NBCU responded to these claims in various reports with some version of what they told The Hollywood Reporter, which embedded Freedman and Geragos's full letter in its report.
"NBCUniversal is committed to maintaining a safe and respectful workplace for cast and crew on our reality shows," the company said in a statement to THR.
This sentiment is similar to what Kinetic Content told The LA Times in April in response to its follow-up to Insider's "Love Is Blind" follow-up. "The well-being of our participants is of paramount importance to Kinetic. We have rigorous protocols in place to care for each person before, during, and after filming."

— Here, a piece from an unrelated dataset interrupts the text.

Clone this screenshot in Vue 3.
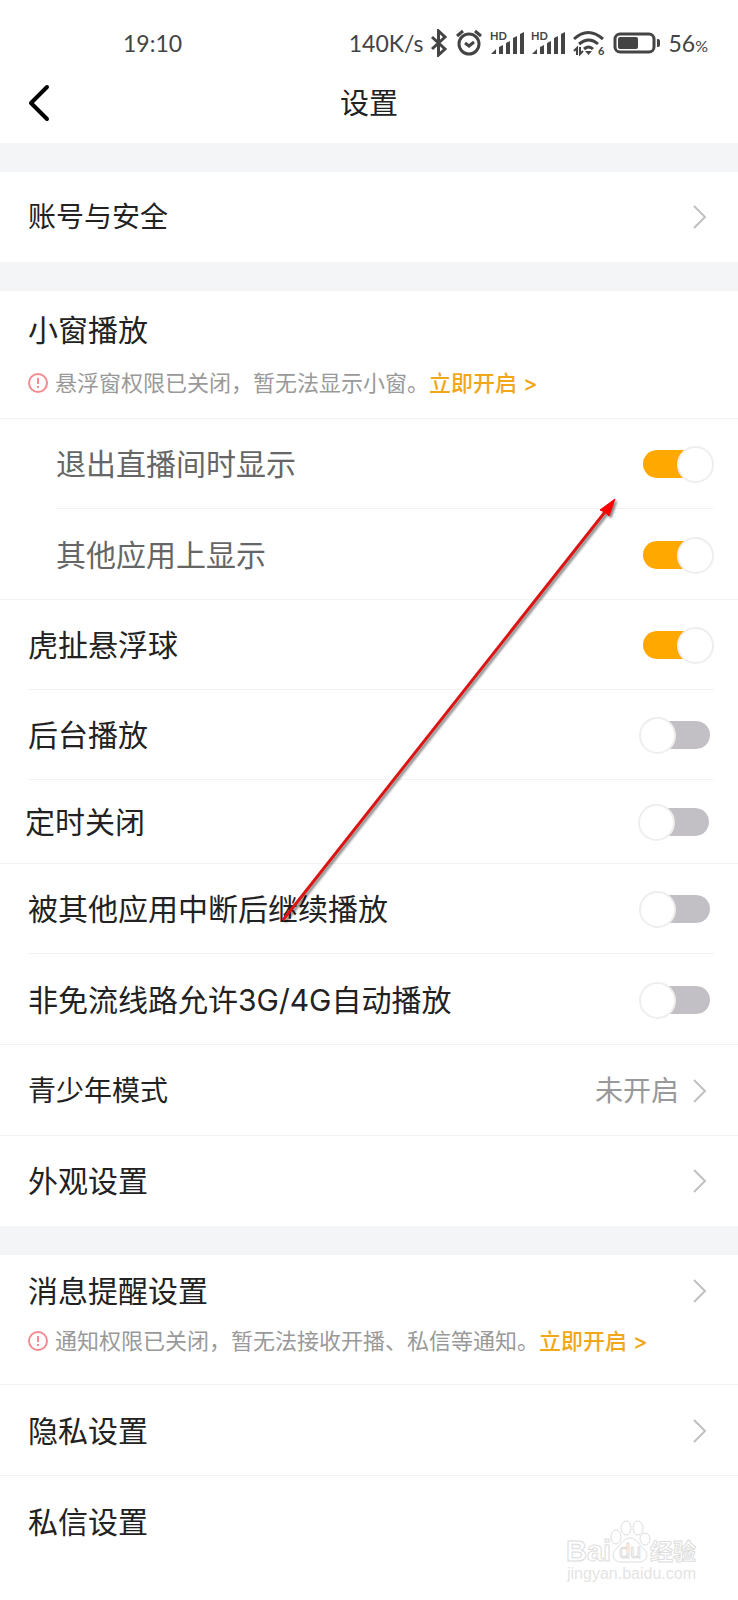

Last week Leviss, who has returned to using her birth name Rachel, broke her silence on Frankel's podcast after spending time in a mental health facility following the legendarily combative three-part "Vanderpump Rules" reunion. Her castmates and TMZ have refuted some claims she made to Frankel, including that her time on the show didn't amount to "a single penny" in compensation. TMZ countered with a report that she made $361,000 a season, as Vanderpump asserts in an ambush interview.
She emerged from that run of episodes looking like a hero and parlayed it into an empire. Leviss probably can't rely on the same luck – or that whatever extension of 15 minutes will set her up for the long run, to say nothing of protecting her public reputation. The "Vanderpump Rules" audience might say that lasting ignominy is what she deserves. Whether she also merits residuals for contributing to the show's highest-rated season with the heartache she caused is a separate conversation. No matter; at the moment she won't be getting them.